De l'avis de certains experts russes, les changements apportés à la politique militaire de Washington ne présentent pas de menace directe à la sécurité nationale de la Russie, du moins pendant les dix à quinze années à venir, tant que le système antimissile stratégique américain ne sera pas réellement mis en place.

Cependant, ces changements, tout d'abord le retrait du Traité ABM, remettent en doute l'efficacité du régime international de contrôle des armements et risquent de provoquer une nouvelle course aux armements.

Il est évident également que ces décisions des Américains sont stratégiques et requièrent, de ce fait, l'adoption par la Russie de mesures stratégiques en matière de politique nucléaire nationale. Les actes terroristes d'une violence inouïe et les priorités changeantes des menaces ne cessent, à en juger par la nouvelle doctrine nucléaire des Etats-Unis, d'abaisser le seuil de recours à l'arme nucléaire, au risque de provoquer une escalade mal contrôlée. La dissémination des armes de destruction massive et de leurs vecteurs et l'instabilité régionale grandissante y contribuent également.

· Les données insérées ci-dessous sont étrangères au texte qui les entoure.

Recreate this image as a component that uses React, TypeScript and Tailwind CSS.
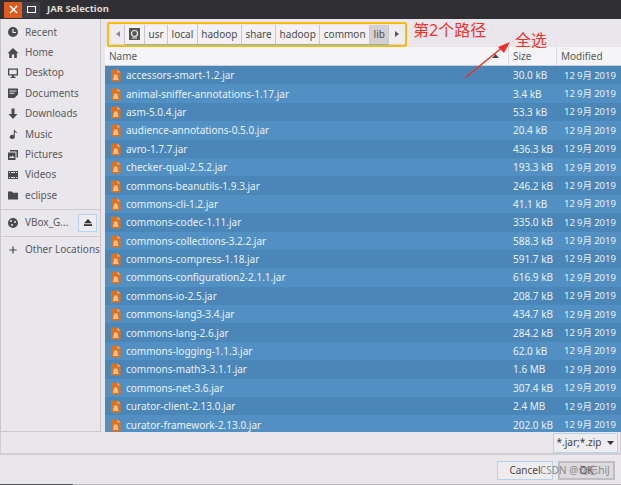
const font = { fontFamily: '"Noto Sans","Noto Sans CJK SC",sans-serif' };

const files: [string, string][] = [
  ["accessors-smart-1.2.jar", "30.0 kB"],
  ["animal-sniffer-annotations-1.17.jar", "3.4 kB"],
  ["asm-5.0.4.jar", "53.3 kB"],
  ["audience-annotations-0.5.0.jar", "20.4 kB"],
  ["avro-1.7.7.jar", "436.3 kB"],
  ["checker-qual-2.5.2.jar", "193.3 kB"],
  ["commons-beanutils-1.9.3.jar", "246.2 kB"],
  ["commons-cli-1.2.jar", "41.1 kB"],
  ["commons-codec-1.11.jar", "335.0 kB"],
  ["commons-collections-3.2.2.jar", "588.3 kB"],
  ["commons-compress-1.18.jar", "591.7 kB"],
  ["commons-configuration2-2.1.1.jar", "616.9 kB"],
  ["commons-io-2.5.jar", "208.7 kB"],
  ["commons-lang3-3.4.jar", "434.7 kB"],
  ["commons-lang-2.6.jar", "284.2 kB"],
  ["commons-logging-1.1.3.jar", "62.0 kB"],
  ["commons-math3-3.1.1.jar", "1.6 MB"],
  ["commons-net-3.6.jar", "307.4 kB"],
  ["curator-client-2.13.0.jar", "2.4 MB"],
  ["curator-framework-2.13.0.jar", "202.0 kB"],
];

const I = ({ d }: { d: string }) => (
  <svg width="12" height="12" viewBox="0 0 12 12" fill="#4a4a4a" className="shrink-0"><path d={d} /></svg>
);

const places: [string, string][] = [
  ["Recent", "M6 1a5 5 0 1 0 0 10A5 5 0 0 0 6 1zm-.6 2h1.2v3H9v1.1H5.4z"],
  ["Home", "M6 1 0.5 6.2h1.7V11h2.6V7.6h2.4V11h2.6V6.2h1.7z"],
  ["Desktop", "M1 1.5h10v7H7v1.2h1.5V11h-5V9.7H5V8.5H1zm1.3 1.2v4.5h7.4V2.700z"],
  ["Documents", "M1 1.500h10v6L7.500 11H1zm1.500 2v1h7v-1zm0 2.200v1h5v-1z"],
  ["Downloads", "M4.500 0.500h3v5.500H10.500L6 11 1.500 6H4.500z"],
  ["Music", "M7 1c.4 2 3 2.500 3.500 4.500C9.500 4.500 8.500 4.300 7.800 4.200V9a2.500 2 0 1 1-1.200-1.700z"],
  ["Pictures", "M3 1h8v7.500H9.500V2.500H3zM1 3.500h7.500V11H1zm1 5.500h5.500L5.800 6.500 4.300 8 3.500 7.300z"],
  ["Videos", "M1 2h10v8H1zm1 1v1h1V3zm2 0v1h4V3zm5 0v1h1V3zM2 8v1h1V8zm2 0v1h4V8zm5 0v1h1V8z"],
  ["eclipse", "M1 2.500h4l1 1.200h5V10.500H1z"],
];

function JarIcon() {
  return (
    <svg width="11" height="13" viewBox="0 0 11 13" className="shrink-0">
      <path d="M1 0.500H7.500L10.500 3.500V12.500H1z" fill="#e0701a" />
      <path d="M7.500 0.500 10.500 3.500H7.500z" fill="#f4b27a" />
      <path d="M4.200 5.500h3L8.500 11H3z" fill="#f2c08f" />
    </svg>
  );
}

function Crumb({ label, active }: { label: string; active?: boolean }) {
  return (
    <div
      className={`flex h-[20px] items-center border-r border-b border-r-[#c9c6cc] border-b-[#7fb0d8] px-[3.500px] text-[10px] text-[#4d4d4d] ${active ? "bg-[#d2d0d3]" : "bg-[#f3f1f4]"}`}
    >
      {label}
    </div>
  );
}

export default function App() {
  return (
    <div className="relative flex h-[485px] w-[621px] flex-col overflow-hidden bg-[#e9e6ec]" style={font}>
      {/* title bar */}
      <div className="flex h-[19px] shrink-0 items-center bg-[#302f34]">
        <div className="ml-[4px] flex h-[16px] w-[18px] items-center justify-center bg-[#df5a20] text-white">
          <svg width="9" height="9" viewBox="0 0 9 9" stroke="#fff" strokeWidth="1.600"><path d="M1 1l7 7M8 1 1 8" /></svg>
        </div>
        <div className="flex h-[16px] w-[18px] items-center justify-center bg-[#3f3e44]">
          <div className="h-[7px] w-[9px] border border-white" />
        </div>
        <span className="ml-[7px] text-[9.500px] font-bold text-[#dfdbd2]">JAR Selection</span>
      </div>

      <div className="flex h-[413px] shrink-0">
        {/* sidebar */}
        <div className="flex h-full w-[101px] shrink-0 flex-col border-x border-b border-[#c9c6cc] bg-[#e9e6ec] pt-[3px] text-[10px] text-[#5a5a5a]">
          {places.map(([n, d]) => (
            <div key={n} className="flex h-[20.400px] items-center gap-[6px] pl-[6px]">
              <I d={d} />
              <span>{n}</span>
            </div>
          ))}
          <div className="mt-[3px] h-px bg-[#cfccd2]" />
          <div className="flex h-[26px] items-center gap-[6px] pl-[6px]">
            <I d="M6 1a5 5 0 1 0 0 10A5 5 0 0 0 6 1zM4 3a1 1 0 1 1 0 2 1 1 0 0 1 0-2zm4 1a1 1 0 1 1 0 2 1 1 0 0 1 0-2zM5 7a1 1 0 1 1 0 2 1 1 0 0 1 0-2z" />
            <span className="w-[47px] shrink-0">VBox_G...</span>
            <div className="flex h-[18px] w-[19px] items-center justify-center border border-[#b5d3ee] bg-[#eeecef]">
              <svg width="8" height="7" viewBox="0 0 8 7" fill="#333"><path d="M4 0 8 4.200H0zM0 5.200h8V7H0z" /></svg>
            </div>
          </div>
          <div className="h-px bg-[#cfccd2]" />
          <div className="flex h-[26px] items-center gap-[6px] whitespace-nowrap pl-[6px]">
            <svg width="12" height="12" viewBox="0 0 12 12" fill="#4a4a4a" className="shrink-0"><path d="M5.400 2.500h1.200v3h3v1.100h-3v3H5.400v-3h-3V5.500h3z" /></svg>
            <span>Other Locations</span>
          </div>
        </div>

        {/* main */}
        <div className="ml-[4px] flex min-w-0 flex-1 flex-col">
          <div className="ml-[2px] mt-[3px] flex h-[25px] w-[300px] shrink-0 items-center rounded-[2px] border-2 border-[#fbb90d] pl-[2px]">
            <div className="flex h-[20px] w-[14px] items-center justify-center border-r border-b border-r-[#c9c6cc] border-b-[#d5d3d8] bg-[#eeecef]">
              <svg width="4" height="6" viewBox="0 0 4 6" fill="#888"><path d="M4 0v6L0 3z" /></svg>
            </div>
            <div className="flex h-[20px] w-[20px] items-center justify-center border-r border-b border-r-[#c9c6cc] border-b-[#7fb0d8] bg-[#f3f1f4]">
              <svg width="11" height="12" viewBox="0 0 11 12"><rect width="11" height="12" fill="#565656" /><circle cx="5.500" cy="5.500" r="3" fill="none" stroke="#eee" strokeWidth="1.200" /><path d="M3 10h5" stroke="#eee" /></svg>
            </div>
            <Crumb label="usr" />
            <Crumb label="local" />
            <Crumb label="hadoop" />
            <Crumb label="share" />
            <Crumb label="hadoop" />
            <Crumb label="common" />
            <Crumb label="lib" active />
            <div className="flex h-[20px] flex-1 items-center justify-center border-b border-b-[#d5d3d8] bg-[#eeecef]">
              <svg width="4" height="6" viewBox="0 0 4 6" fill="#555"><path d="M0 0v6l4-3z" /></svg>
            </div>
          </div>

          {/* header */}
          <div className="flex h-[19px] shrink-0 items-center border-b border-[#cfccd2] bg-[#f5f4f6] text-[10px] text-[#5a5a5a]">
            <div className="flex h-full w-[404px] items-center justify-between border-r border-[#dddbe0] pl-[4px] pr-[9px]">
              <span>Name</span>
              <svg width="7" height="4" viewBox="0 0 7 4" fill="#444"><path d="M3.500 0 7 4H0z" /></svg>
            </div>
            <div className="flex h-full w-[48px] items-center border-r border-[#dddbe0] pl-[4px]">Size</div>
            <div className="pl-[4px]">Modified</div>
          </div>

          {/* rows */}
          <div className="min-h-0 flex-1 overflow-hidden bg-[#4a86b8] text-[10px] text-[#e8f0f6]">
            {files.map(([n, s], i) => (
              <div key={n} className={`flex h-[18.400px] items-center pt-[1px] ${i % 2 ? "bg-[#5290c3]" : "bg-[#4a86b8]"}`}>
                <div className="flex w-[404px] items-center gap-[5px] pl-[5px]">
                  <JarIcon />
                  <span className="whitespace-nowrap">{n}</span>
                </div>
                <div className="w-[48px] pl-[4px]">{s}</div>
                <div className="whitespace-nowrap pl-[7px] text-[9.500px] [word-spacing:-0.300px]">12 9月 2019</div>
              </div>
            ))}
          </div>
        </div>
      </div>

      {/* filter bar */}
      <div className="flex h-[23px] shrink-0 items-center justify-end border-x border-b-2 border-[#d0cdd3] pr-[2px]">
        <div className="flex h-[20px] w-[65px] items-center justify-center gap-[6px] border border-[#b5d3ee] bg-[#eeecef] text-[10px] text-[#3f3f3f]">
          *.jar;*.zip
          <svg width="7" height="4" viewBox="0 0 7 4" fill="#333"><path d="M0 0h7L3.500 4z" /></svg>
        </div>
      </div>

      {/* action bar */}
      <div className="flex flex-1 items-start justify-end gap-[5px] pr-[6px] pt-[6px] text-[10px] text-[#4a4a4a]">
        <div className="flex h-[19px] w-[56px] items-center justify-center border border-[#b5d3ee] bg-[#eeecef]">Cancel</div>
        <div className="flex h-[19px] w-[57px] items-center justify-center border-2 border-[#c0bdc3] bg-[#dcdadd]">OK</div>
      </div>
      <div className="h-px w-full shrink-0 bg-[#bcbac0]">
        <div className="h-px w-[73px] bg-[#55545a]" />
      </div>

      {/* annotations */}
      <span className="absolute left-[413px] top-[20px] text-[16px] leading-[20px] text-[#f4332c]">第2个路径</span>
      <span className="absolute left-[515px] top-[30px] text-[16px] leading-[20px] text-[#f4332c]">全选</span>
      <svg className="absolute left-[460px] top-[38px]" width="54" height="44" viewBox="0 0 54 44">
        <path d="M5 40 44 8" stroke="#ef2f28" strokeWidth="1.500" />
        <path d="M50 4 38 9 44 15z" fill="#ef2f28" />
      </svg>
      <span className="absolute left-[540px] top-[462px] text-[10px] leading-[17px] text-[#8a898f]">CSDN @勿忘hiJ</span>
    </div>
  );
}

La période actuelle a ceci de particulier que l'évolution de la situation militaro-politique dans le monde est absolument imprévisible. Les Etats-Unis continuent de moderniser leur potentiel nucléaire et ont les moyens de l'accroître rapidement, et cela dans un contexte où le problème de la conclusion avec la Russie de nouveaux accords juridiquement contraignants et contrôlés sur des réductions irréversibles des armements stratégiques offensifs est en fait radié de l'ordre du jour.

Les potentialités technologiques accumulées par les Etats-Unis et les résultats des tests réels de différents éléments de la défense antimissile confirment la possibilité de déployer à moyen terme un bouclier réduit parfaitement opérationnel dont il serait par la suite possible d'accroître constamment la densité.

Partant de ce fait, la Russie n'a pas d'autre choix que de rester dans un avenir prévisible (pendant quinze à vingt ans au minimum) une superpuissance nucléaire. Ses derniers plans de développement des forces nucléaires stratégiques étaient conçus compte tenu de l'entrée en vigueur des accords START-2 et du maintien du Traité ABM et prévoyaient leur transformation en quelque chose d'analogue à la "triade" américaine privilégiant les composantes navale et aérienne au détriment du groupe d'ICBM (missiles balistiques intercontinentaux) terrestres.

Dans la nouvelle situation stratégique, il devient nécessaire de revoir sans délai les plans russes concernant le développement des forces nucléaires stratégiques de manière à prolonger au maximum la durée de vie du groupe terrestre d'ICBM et à renforcer le noyau de la partie navale de la "triade", de même que sa composante aérienne capable de remplir des missions nucléaires et non nucléaires. Du point de vue militaire et économique, il serait injustifié de garder les anciens plans élaborés pour une situation absolument différente.

On ne peut que supposer que toutes ces modifications ont déjà été apportées à la stratégie nucléaire nationale. Le ton assuré du Message du président russe à l'Assemblée parlementaire permet de croire que cela a bien été fait.

Le point de vue de l'auteur ne coïncide pas forcément avec celui de la rédaction.